Thanks much. That makes sense that the term “camera pose” refers to the location and orientation of the camera as opposed to coordinates in the camera’s reference frame given by the projection matrix. I guess my confusion stems from the fact that pose could refer to the orientation of an object relative to the camera (maybe that would be called “object pose”. I recently ran camera calibration for the 1st time using a checkerboard and in some documentation, pose referred to the pose of the checkerboard as it is moved relative to a fixed camera. Also, I learned about the essential matrix and how it is defined in terms of the camera coordinates. I ran the findEssentialMatrix(pts1, pts2, …..) function with a 5×5 grid of simulated point correspondences (simulated moving the camera to the right by shifting the second image(normalized) coordinates to the left by an arbitrary 0.1 units and then added a small bit of forward motion by magnifying the cords by factor of 1.02). So this simulates moving camera by (dx=0.1, dy=0, dz= 1.0-(1.0/1.02) = 0.01961). I checked that the resulting essential matrix E honored x2 dot E*x1 = 0 for all the point correspondences. So I feel good about the E matrix I got. Then I ran recoverPose(E, pts1, pts2….) and got the identity matrix for R (as expected – no rotation, so it choose the correct R from the 2 possible ones) and it output T = (-0.1, 0, -0.01961) which is consistent with [R|T] of the cam2 projection matrix (cam1 matrix being [I|0] in my way of thinking about it). So this is why I am confused, since recoverPose seemed to return R, T of the projection matrix for cam2 instead of the pose of camera2. But I may be thinking about this the wrong way, and the documentation just says that recoverPose recovers the relative rotation and translation of two cameras. Well, there are many possible meanings for that and the only thing I am sure of is that my head is spinning and translating or is that translating then spinning which to me appears as the world reverse spinning and negative translating or is that negative translating and reverse spinning respectively…….
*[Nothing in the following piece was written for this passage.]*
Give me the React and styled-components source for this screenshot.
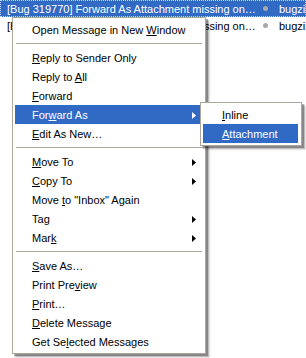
import React from 'react';
import styled, { createGlobalStyle } from 'styled-components';

const GlobalStyle = createGlobalStyle`
  html, body {
    margin: 0;
    padding: 0;
    background: #ffffff;
  }
  body {
    font-family: "Liberation Sans", Arial, sans-serif;
    font-size: 11px;
  }
`;

const threads = [
  { subject: '[Bug 319770] Forward As Attachment missing on…', sender: 'bugzil', selected: true },
  { subject: '[Bug 319770] Forward As Attachment missing on…', sender: 'bugzil', selected: false },
];

const menuGroups = [
  [{ label: 'Open Message in New Window', key: 'W' }],
  [
    { label: 'Reply to Sender Only', key: 'R' },
    { label: 'Reply to All', key: 'A' },
    { label: 'Forward', key: 'F' },
    { label: 'Forward As', key: 'w', sub: true, active: true },
    { label: 'Edit As New…', key: 'E' },
  ],
  [
    { label: 'Move To', key: 'M', sub: true },
    { label: 'Copy To', key: 'C', sub: true },
    { label: 'Move to "Inbox" Again', key: 't' },
    { label: 'Tag', key: 'g', sub: true },
    { label: 'Mark', key: 'k', sub: true },
  ],
  [
    { label: 'Save As…', key: 'S' },
    { label: 'Print Preview', key: 'v' },
    { label: 'Print…', key: 'P' },
    { label: 'Delete Message', key: 'D' },
    { label: 'Get Selected Messages', key: 'l' },
  ],
];

const forwardItems = [
  { label: 'Inline', key: 'I' },
  { label: 'Attachment', key: 'A', active: true },
];

function Label({ text, accel }) {
  const i = text.indexOf(accel);
  if (i < 0) return <span>{text}</span>;
  return (
    <span>
      {text.slice(0, i)}
      <u>{text[i]}</u>
      {text.slice(i + 1)}
    </span>
  );
}

function Arrow({ light }) {
  return (
    <svg width="4" height="7" viewBox="0 0 4 7">
      <path d="M0 0 L4 3.5 L0 7 Z" fill={light ? '#ffffff' : '#000000'} />
    </svg>
  );
}

export default function App() {
  return (
    <Page>
      <GlobalStyle />
      <ThreadList>
        {threads.map((t, i) => (
          <ThreadRow key={i} selected={t.selected}>
            <Subject>{t.subject}</Subject>
            <Dot />
            <Sender>{t.sender}</Sender>
          </ThreadRow>
        ))}
      </ThreadList>

      <Menu>
        {menuGroups.map((group, gi) => (
          <React.Fragment key={gi}>
            {gi > 0 && <Separator />}
            {group.map((item) => (
              <MenuItem key={item.label} active={item.active}>
                <Label text={item.label} accel={item.key} />
                {item.sub && <Arrow light={item.active} />}
              </MenuItem>
            ))}
          </React.Fragment>
        ))}
      </Menu>

      <SubMenu>
        {forwardItems.map((item) => (
          <MenuItem key={item.label} active={item.active}>
            <Label text={item.label} accel={item.key} />
          </MenuItem>
        ))}
      </SubMenu>
    </Page>
  );
}

const Page = styled.div`
  position: relative;
  width: 306px;
  height: 358px;
  overflow: hidden;
  background: #ffffff;
`;

const ThreadList = styled.div`
  display: flex;
  flex-direction: column;
`;

const ThreadRow = styled.div`
  display: flex;
  align-items: center;
  height: 17px;
  box-sizing: border-box;
  padding-left: 6px;
  white-space: nowrap;
  background: ${(p) => (p.selected ? '#316ac5' : '#ffffff')};
  color: ${(p) => (p.selected ? '#ffffff' : '#000000')};
  border: 1px dotted ${(p) => (p.selected ? '#c8d6ef' : 'transparent')};
  font-size: 11px;
`;

const Subject = styled.span`
  width: 256px;
  flex: none;
`;

const Dot = styled.span`
  width: 5px;
  height: 5px;
  border-radius: 50%;
  background: #a8a8a8;
  margin-right: 11px;
  flex: none;
`;

const Sender = styled.span`
  flex: none;
`;

const Menu = styled.div`
  position: absolute;
  left: 12px;
  top: 17px;
  width: 194px;
  box-sizing: border-box;
  background: #ffffff;
  border: 1px solid #aca899;
  padding: 2px 3px 2px 2px;
  box-shadow: 2px 2px 0 rgba(0, 0, 0, 0.28), 3px 3px 1px rgba(0, 0, 0, 0.18), 4px 4px 2px rgba(0, 0, 0, 0.1);
`;

const SubMenu = styled(Menu)`
  left: 200px;
  top: 102px;
  width: 102px;
`;

const MenuItem = styled.div`
  display: flex;
  align-items: center;
  justify-content: space-between;
  height: 19px;
  padding: 1px 6px 0 17px;
  box-sizing: border-box;
  white-space: nowrap;
  background: ${(p) => (p.active ? '#316ac5' : 'transparent')};
  color: ${(p) => (p.active ? '#ffffff' : '#000000')};

  ${SubMenu} & {
    padding-left: 19px;
  }

  u {
    text-decoration: underline;
    text-underline-offset: 1px;
  }
`;

const Separator = styled.div`
  height: 1px;
  margin: 4px 0 4px 1px;
  background: #aca899;
`;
Thanks for the materials. Can I ask what platform are you using ? I found lots of difficulties making GTSAM and PMVS works on windows…

Ubuntu 16.04. A lot of the libraries that it depends on are developed for Unix’ish platforms.

Hi, I just started learning about SFM and stumbled on your articles. I have tried your “RunSFM” and it works great! I’m currently trying to compile the “SFM_example” listed in this article, but can’t seem to find the “compile.sh” script listed anywhere to create the “./main” executable. Since it isn’t provided on the github page, should I try some other way to create the executable to run the “SFM_example”?

Thanks in advance!

Oops, do a git pull now.